À l’exception cependant des IAA où le niveau des investissements devrait se contracter de 1,3 % en 2023. Pour répondre à la montée en cadence des lignes de production, les investissements devraient croître de 45% cette année dans l’industrie aéronautique après une progression de 53 % l’an dernier.
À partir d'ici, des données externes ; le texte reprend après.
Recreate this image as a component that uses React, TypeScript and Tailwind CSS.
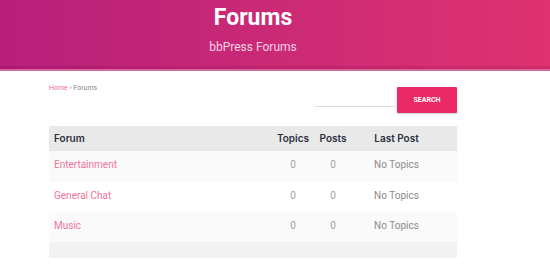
import React from "react";

const rows = ["Entertainment", "General Chat", "Music"];

export default function App() {
  return (
    <div className="w-[550px] h-[272px] bg-white overflow-hidden" style={{ fontFamily: "Roboto, 'Liberation Sans', sans-serif" }}>
      <div className="h-[71px] bg-gradient-to-r from-[#b71f7b] to-[#df326f] border-b-[2px] border-[#d06a9c] shadow-[inset_0_-3px_0_rgba(120,0,60,0.15)]">
        <div className="w-[408px] ml-[49px] flex flex-col items-center pt-[4px]">
          <div className="text-white font-bold text-[23px] leading-[28px]">Forums</div>
          <div className="text-[#f6d3e4] text-[12px] leading-[14px] mt-[8px]">bbPress Forums</div>
        </div>
      </div>
      <div className="w-[408px] ml-[49px]">
        <div className="flex justify-between items-start mt-[16px] h-[26px]">
          <div className="text-[7px] leading-[8px] mt-[-3px] text-[#888]">
            <span className="text-[#ee6b93]">Home</span> › Forums
          </div>
          <div className="flex items-end h-[26px]">
            <div className="w-[80px] border-b border-[#dcdcdc] mb-[6px] mr-[2px]"></div>
            <button className="w-[60px] h-[26px] bg-[#e92a67] text-white text-[7px] font-bold rounded-[1px] shadow-[0_1px_2px_rgba(0,0,0,0.2)]">SEARCH</button>
          </div>
        </div>
        <div className="mt-[13px]">
          <div className="grid grid-cols-[224px_40px_40px_87px] h-[25px] items-center bg-[#e9e9e9] text-[10px] font-semibold text-[#2a3140]" style={{ fontFamily: "Inter, 'Liberation Sans', sans-serif" }}>
            <div className="pl-[5px]">Forum</div>
            <div className="text-center">Topics</div>
            <div className="text-center">Posts</div>
            <div className="text-center">Last Post</div>
          </div>
          {rows.map((r, i) => (
            <div key={r} className={`grid grid-cols-[224px_40px_40px_87px] ${i === 0 ? "h-[31px]" : "h-[30px]"} items-center pb-[4px] text-[10px] ${i % 2 === 0 ? "bg-[#fafafa]" : "bg-white"}`}>
              <div className="pl-[5px] text-[#f07499]">{r}</div>
              <div className="text-center text-[#a0a0a0]">0</div>
              <div className="text-center text-[#a0a0a0]">0</div>
              <div className="text-center text-[#8c8c8c]">No Topics</div>
            </div>
          ))}
          <div className="h-[16px] bg-[#f2f2f2]"></div>
        </div>
      </div>
    </div>
  );
}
De fait, explique Vincent Foussal, « pour assurer cette montée en cadence, les investissements doivent être très forts, cependant, la supply chain a encore des moyens limités par les effets de la crise, ce qui explique que les investissements ne sont pas au niveau attendu ». Après le recul observé l’an dernier, les entreprises des services marchands devraient fortement faire progresser le niveau de leurs investissements, de l’ordre de + 74 % en 2023.

RENTABILITÉ PRÉSERVÉE

Malgré le haut niveau de l’inflation et la flambée des prix de l’énergie, selon l’enquête menée par la direction régionale de la Banque de France, les entreprises d’Occitanie ont réussi globalement à préserver leur rentabilité l’an dernier, soit, en clair, à répercuter sur leurs clients une partie de la hausse des prix qu’elles subissent. Cela a, du moins, été le cas dans l’industrie et les services marchands où le solde d’opinion (chefs d’entreprise déclarant une augmentation de leur rentabilité - ceux constatant une baisse de leur rentabilité) est positif de 12 points dans l’industrie et de + 4 points dans les services en 2022.

Sur cette période, le solde d’opinion est en revanche négatif dans le secteur du BTP, à -6 points. La rentabilité des entreprises devrait cependant évoluer favorablement en 2023. Les soldes d’opinion sont globalement positifs dans les trois secteurs : à +28 points dans l’industrie, +12 points dans les services et + 7 points dans le BTP. Si, en 2022, ce sont l’industrie et les services marchands qui ont tiré l’activité, en 2023, selon la Banque de France, l’aéronautique devrait retrouver un rôle moteur dans l’économie régionale.